__Stated task__:
Starting at the first line of the listing below, retype each line up to and including the one that contains "leading-[48px] font-bold text-[#502314]". Leave pictures out.
══════════════════════════════
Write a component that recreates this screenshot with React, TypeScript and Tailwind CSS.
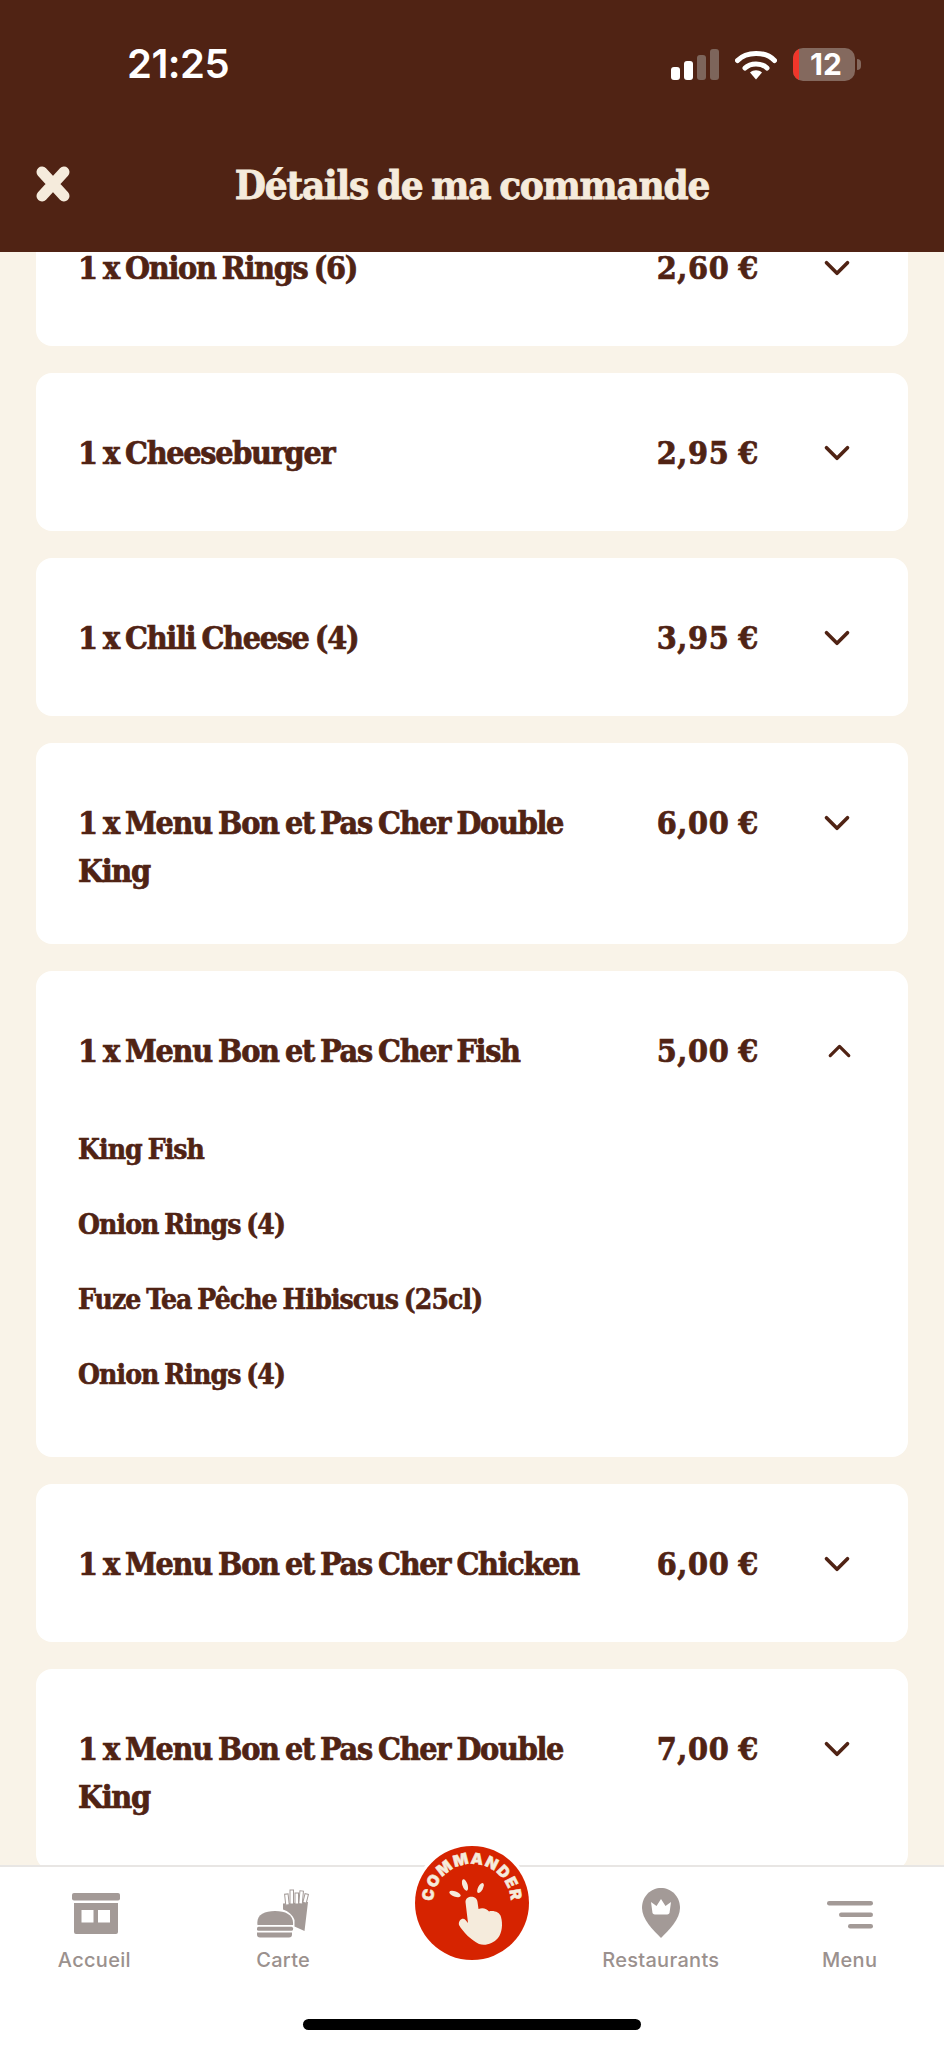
import type { ReactNode } from 'react';
import { ChevronDown, ChevronUp } from 'lucide-react';

const displayFont = "font-['DejaVu_Serif_Condensed','DejaVu_Serif',serif]";
const rowText = `text-[32px] leading-[48px] font-bold text-[#502314] [-webkit-text-stroke:0.7px_#502314] ${displayFont}`;

interface OrderRowProps {
  title: string;
  price: string;
  open?: boolean;
  items?: string[];
}

function OrderRow({ title, price, open = false, items = [] }: OrderRowProps) {
  return (
    <div className="min-h-[158px] shrink-0 rounded-[16px] bg-white pt-[56px] pb-[49px] pl-[42px] pr-[50px]">
      <div className="flex items-start">
        <h3 className={`min-w-0 flex-1 pr-[20px] tracking-[-1.3px] [word-spacing:-2.5px] ${rowText}`}>
          {title}
        </h3>
        <span className={`w-[120px] shrink-0 text-right tracking-[0.7px] [word-spacing:-2px] ${rowText}`}>
          {price}
        </span>
        <span className={`ml-[57px] flex h-[48px] w-[42px] shrink-0 items-center justify-center text-[#502314] ${open ? 'pl-[5px]' : ''}`}>
          {open ? <ChevronUp size={42} strokeWidth={2.1} /> : <ChevronDown size={42} strokeWidth={2.1} />}
        </span>
      </div>
      {items.length > 0 && (
        <ul className="mt-[52px] flex flex-col gap-[30px] pb-[11px]">
          {items.map((item, i) => (
            <li
              key={i}
              className={`text-[28px] leading-[45px] font-bold tracking-[-0.9px] text-[#502314] [-webkit-text-stroke:0.6px_#502314] [word-spacing:-2px] ${displayFont}`}
            >
              {item}
            </li>
          ))}
        </ul>
      )}
    </div>
  );
}

function StatusIcons() {
  return (
    <div className="flex items-center gap-[16px]">
      <svg width="48" height="31" viewBox="0 0 48 31" fill="none">
        <rect x="0" y="18" width="9" height="13" rx="3" fill="#fff" />
        <rect x="13" y="12" width="9" height="19" rx="3" fill="#fff" />
        <rect x="26" y="6" width="9" height="25" rx="3" fill="#7d655b" />
        <rect x="39" y="0" width="9" height="31" rx="3" fill="#7d655b" />
      </svg>
      <svg width="42" height="31" viewBox="0 0 42 31" fill="none">
        <path d="M2.5 11.5C11.5 2 30.5 2 39.5 11.5" stroke="#fff" strokeWidth="5" strokeLinecap="round" />
        <path d="M10 19C15.5 13.5 26.5 13.5 32 19" stroke="#fff" strokeWidth="5" strokeLinecap="round" />
        <path d="M15 23.5C18.5 20.5 23.5 20.5 27 23.5L21 30.5Z" fill="#fff" />
      </svg>
      <div className="flex items-center">
        <div className="relative h-[33px] w-[62px] overflow-hidden rounded-[10px] bg-[#84695e]">
          <div className="h-full w-[6px] bg-[#f0362a]" />
          <span className="absolute inset-0 flex items-center justify-center pl-[4px] font-['Inter',sans-serif] text-[30px] leading-none font-bold text-white">
            12
          </span>
        </div>
        <div className="ml-[2px] h-[11px] w-[4px] rounded-r-full bg-[#84695e]" />
      </div>
    </div>
  );
}

function HomeIcon() {
  return (
    <svg className="mb-[3px] ml-[4px]" width="48" height="42" viewBox="0 0 48 42" fill="#a39a97">
      <rect x="0" y="0" width="48" height="7.5" rx="2" />
      <path fillRule="evenodd" d="M2 10h44v29a2 2 0 0 1-2 2H4a2 2 0 0 1-2-2ZM9.500 17v12.500h12V17ZM26 17v12.500h12V17Z" />
    </svg>
  );
}

function BurgerIcon() {
  return (
    <svg width="52" height="50" viewBox="0 0 52 50" fill="#a39a97">
      <path d="M26 15.500L51 14L47.500 43L37.500 38.500L37.500 32C36 27 31 23 26 21.500Z" />
      <g fill="#fff" stroke="#a39a97" strokeWidth="1">
        <rect x="28" y="6" width="3.500" height="11" transform="rotate(-6 30 10)" />
        <rect x="33" y="2" width="3.500" height="14" />
        <rect x="38" y="5" width="3.500" height="11" />
        <rect x="42.500" y="3" width="3.500" height="13" transform="rotate(5 45 8)" />
        <rect x="47" y="6" width="3.500" height="9" transform="rotate(14 49 10)" />
      </g>
      <path d="M0.500 37C-1 27 7 23 18 23C29 23 37 27 36 37Z" />
      <rect x="0" y="38.800" width="36" height="4" rx="1.500" fill="#a39a97" />
      <path d="M0 44.500h35v2a3 3 0 0 1-3 3H3a3 3 0 0 1-3-3Z" />
    </svg>
  );
}

function PinIcon() {
  return (
    <svg width="38" height="50" viewBox="0 0 38 50">
      <path d="M19 0C9 0 0 8 0 20C0 31 11 42 19 50C27 42 38 31 38 20C38 8 29 0 19 0Z" fill="#a39a97" />
      <path d="M9 14L14.500 18L19 11L23.500 18L29 14L27.500 25C27 26.500 25.500 26.500 24 26.500H14C12.500 26.500 11 26.500 10.500 25Z" fill="#fff" />
    </svg>
  );
}

function MenuIcon() {
  return (
    <svg className="mb-[9px]" width="46" height="28" viewBox="0 0 46 28" fill="#a39a97">
      <rect x="0" y="0" width="46" height="4.500" rx="2.200" />
      <rect x="12" y="11.500" width="34" height="4.500" rx="2.200" />
      <rect x="21" y="23" width="25" height="4.500" rx="2.200" />
    </svg>
  );
}

function CommanderButton() {
  return (
    <div className="h-[120px] w-[120px] rounded-full bg-white p-[3px]">
      <svg width="114" height="114" viewBox="0 0 114 114">
        <circle cx="57" cy="57" r="57" fill="#d62300" />
        <defs>
          <path id="commander-arc" d="M20.350 70.300A39 39 0 1 1 93.650 70.300" />
        </defs>
        <text fill="#f5ebdc" stroke="#f5ebdc" strokeWidth="0.5" fontFamily="Inter, sans-serif" fontWeight="900" fontSize="15.500" letterSpacing="1.200" textAnchor="middle">
          <textPath href="#commander-arc" startOffset="50%">COMMANDER</textPath>
        </text>
        <g fill="#f5ebdc">
          <ellipse cx="40" cy="48" rx="6" ry="2.600" transform="rotate(20 40 48)" />
          <ellipse cx="50" cy="39" rx="2.600" ry="6" transform="rotate(-18 50 39)" />
          <ellipse cx="65.500" cy="42" rx="2.400" ry="5.500" transform="rotate(28 65.500 42)" />
          <path d="M50.500 56C50.500 49 62 49 62.500 56L63.500 63C68 61 72 63 74 65.500C78 64 85 66 86 71C88 78 87 87 83 92C78 98 70 100 64 98C56 94 48 86 44 79C43 74 48 71 50.500 74L53 77Z" />
        </g>
      </svg>
    </div>
  );
}

function TabItem({ icon, label }: { icon: ReactNode; label: string }) {
  return (
    <div className="flex flex-col items-center">
      <div className="flex h-[50px] items-end">{icon}</div>
      <span className="mt-[8px] font-['Inter',sans-serif] text-[20px] leading-[28px] font-medium tracking-[0.3px] text-[#9b918e]">
        {label}
      </span>
    </div>
  );
}

const doubleKing = '1 x Menu Bon et Pas Cher Double King';

export default function App() {
  return (
    <div className="flex h-[2048px] w-[944px] flex-col overflow-hidden bg-[#f9f3e8]">
      {/* Header */}
      <header className="relative z-10 h-[252px] shrink-0 bg-[#502314]">
        <div className="flex h-[82px] items-center justify-between pt-[46px] pr-[83px] pl-[127px]">
          <span className="font-['Inter',sans-serif] text-[40px] leading-[36px] font-semibold tracking-[-0.5px] text-white">21:25</span>
          <StatusIcons />
        </div>
        <div className="relative mt-[73px] flex h-[60px] items-center justify-center">
          <svg className="absolute top-[11px] left-[36px]" width="34" height="36" viewBox="0 0 34 36">
            <path d="M6 6L28 30M28 6L6 30" stroke="#f5ebdc" strokeWidth="11" strokeLinecap="round" />
          </svg>
          <h1 className={`text-[40px] leading-[60px] font-bold tracking-[-1.2px] text-[#f5ebdc] [-webkit-text-stroke:0.8px_#f5ebdc] [word-spacing:-2.5px] ${displayFont}`}>
            Détails de ma commande
          </h1>
        </div>
      </header>

      {/* Order lines */}
      <main className="min-h-0 flex-1 overflow-hidden px-[36px]">
        <div className="-mt-[64px] flex flex-col gap-[27px]">
          <OrderRow title="1 x Onion Rings (6)" price="2,60 €" />
          <OrderRow title="1 x Cheeseburger" price="2,95 €" />
          <OrderRow title="1 x Chili Cheese (4)" price="3,95 €" />
          <OrderRow title={doubleKing} price="6,00 €" />
          <OrderRow
            title="1 x Menu Bon et Pas Cher Fish"
            price="5,00 €"
            open
            items={['King Fish', 'Onion Rings (4)', 'Fuze Tea Pêche Hibiscus (25cl)', 'Onion Rings (4)']}
          />
          <OrderRow title="1 x Menu Bon et Pas Cher Chicken" price="6,00 €" />
          <OrderRow title={doubleKing} price="7,00 €" />
        </div>
      </main>

      {/* Tab bar */}
      <nav className="relative z-10 h-[183px] shrink-0 border-t-2 border-[#e8e6e4] bg-white">
        <div className="grid grid-cols-5 pt-[21px]">
          <TabItem icon={<HomeIcon />} label="Accueil" />
          <TabItem icon={<BurgerIcon />} label="Carte" />
          <div className="-mt-[45px] flex justify-center">
            <CommanderButton />
          </div>
          <TabItem icon={<PinIcon />} label="Restaurants" />
          <TabItem icon={<MenuIcon />} label="Menu" />
        </div>
        <div className="absolute bottom-[18px] left-[303px] h-[11px] w-[338px] rounded-full bg-black" />
      </nav>
    </div>
  );
}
══════════════════════════════
__Solution below__:
Write a component that recreates this screenshot with React, TypeScript and Tailwind CSS.
import type { ReactNode } from 'react';
import { ChevronDown, ChevronUp } from 'lucide-react';

const displayFont = "font-['DejaVu_Serif_Condensed','DejaVu_Serif',serif]";
const rowText = `text-[32px] leading-[48px] font-bold text-[#502314] [-webkit-text-stroke:0.7px_#502314] ${displayFont}`;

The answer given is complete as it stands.